Le visiteur la dévisagea avec une expression de surprise démentie par l’éclat maléfique de son regard.
« Dix
Orchale pinça sa robe entre ses seins pour décoller la laine végétale de sa peau moite puis rassembla ses cheveux blonds en un chignon qu’elle noua sommairement à l’arrière de son crâne. Des glumes de manne s’envolèrent autour de sa tête. Elle aurait donné n’importe quoi pour se plonger dans un bassin rempli d’eau fraîche.
« J’ai l’impression d’être soumise à un interrogatoire, dit-elle d’un ton faussement désinvolte.
— Un simple recensement, m’elle. Les lakchas de chasse ont besoin de savoir combien de yonks sauvages il leur faudra abattre pour nourrir les permanents des domaines.
— Quel rapport avec le nombre d’enfants que…
— L’avenir, tiens ! Combien de filles sur ces dix
L’ironie appuyée d’Arléan vrilla les nerfs d’Orchale avec la même virulence qu’une poussée d’allergie au pollen. Puis, à nouveau, elle songea qu’elle devait tout mettre en œuvre pour préserver les intérêts des mathelles et expulsa son agressivité naissante d’une longue expiration.
« Six.
— En âge de féconder ?
— Une d’elles est déjà mère, deux sont enceintes.
— Trois qui bientôt demanderont à fonder leur propre domaine, m’elle. Qui s’installeront au sud ou au nord, qui s’éloigneront davantage du centre de l’Ellab, qui empiéteront sur les pâturages des yonks sauvages.
— Que peut-on faire contre l’expansion à part égorger les nouveau-nés ? »
Malgré ses résolutions, elle n’avait pas pu s’empêcher de cracher ces mots avec colère. De temps à autre, Aïron, Jol et Œrdwen, ses trois constants, s’interrompaient dans leur tâche pour lancer un coup d’œil inquiet en direction de la terrasse. Elle n’avait jamais ressenti la nécessité d’ouvrir sa chambre aux volages. Ces trois-là, avec leurs différences, se complétaient à merveille et lui suffisaient amplement. Elle épanchait avec Aïron ses élans de tendresse, elle assouvissait avec Jol ses pulsions animales, elle brûlait avec Œrdwen son caractère passionné. La cohabitation engendrait parfois des tensions, des éclats de voix, mais, le statut de constant impliquant la notion de partage, ils avaient appris à placer l’intérêt commun au-dessus des querelles, au-dessus des désirs individuels.

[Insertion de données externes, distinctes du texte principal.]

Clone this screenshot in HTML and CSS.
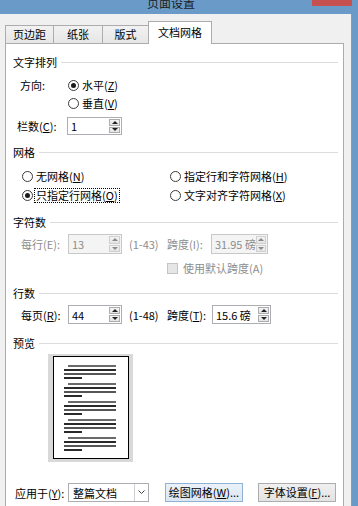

Deux seulement étaient les pères de ses dix enfants biologiques, le troisième, Aïron, avait vaincu la malédiction de sa stérilité en proposant l’adoption du onzième.
« Vous voulez sans doute causer des actions récentes menées par les protecteurs des sentiers, m’elle, dit Arléan. Rien à voir avec les problèmes d’expansion : il s’agissait seulement d’extirper les fichus germes d’infection du nouveau monde, d’éteindre une bonne fois pour toutes les lignées maudites.
— Qu’est-ce que vous appelez une lignée maudite ?
— Faites donc pas semblant de l’ignorer, m’elle. Il y a des choses qui se font et d’autres qui ne se font pas, un point c’est tout.
— Etes-vous vous-même un protecteur des sentiers ? »
Le visiteur changea de position pour dissimuler son trouble. Un rai de lumière tombant du grand jaule se coula comme un furve entre les veines saillantes de son cou.
« Hé, à mon tour d’être soumis à l’interrogatoire, hein ?
— C’est que… vous connaissez si bien les intentions des protecteurs des sentiers qu’on pourrait croire que vous en faites partie, se justifia Orchale.
— Tout le monde les connaît, m’elle ! Du moins dans le secteur de Cent-Sources. Votre domaine est un des plus éloignés de l’Ellab. L’isolement, ça ne rend pas toujours les choses faciles… »
Orchale s’abstint de lui répliquer qu’elle considérait au contraire l’isolement comme un avantage. Lors de la dernière assemblée des mathelles, bon nombre de mères des domaines s’étaient plaintes, justement, des inconvénients que représentaient la proximité, la promiscuité.
« Le onzième enfant, il n’est pas de vous, pas vrai ? » demanda le visiteur.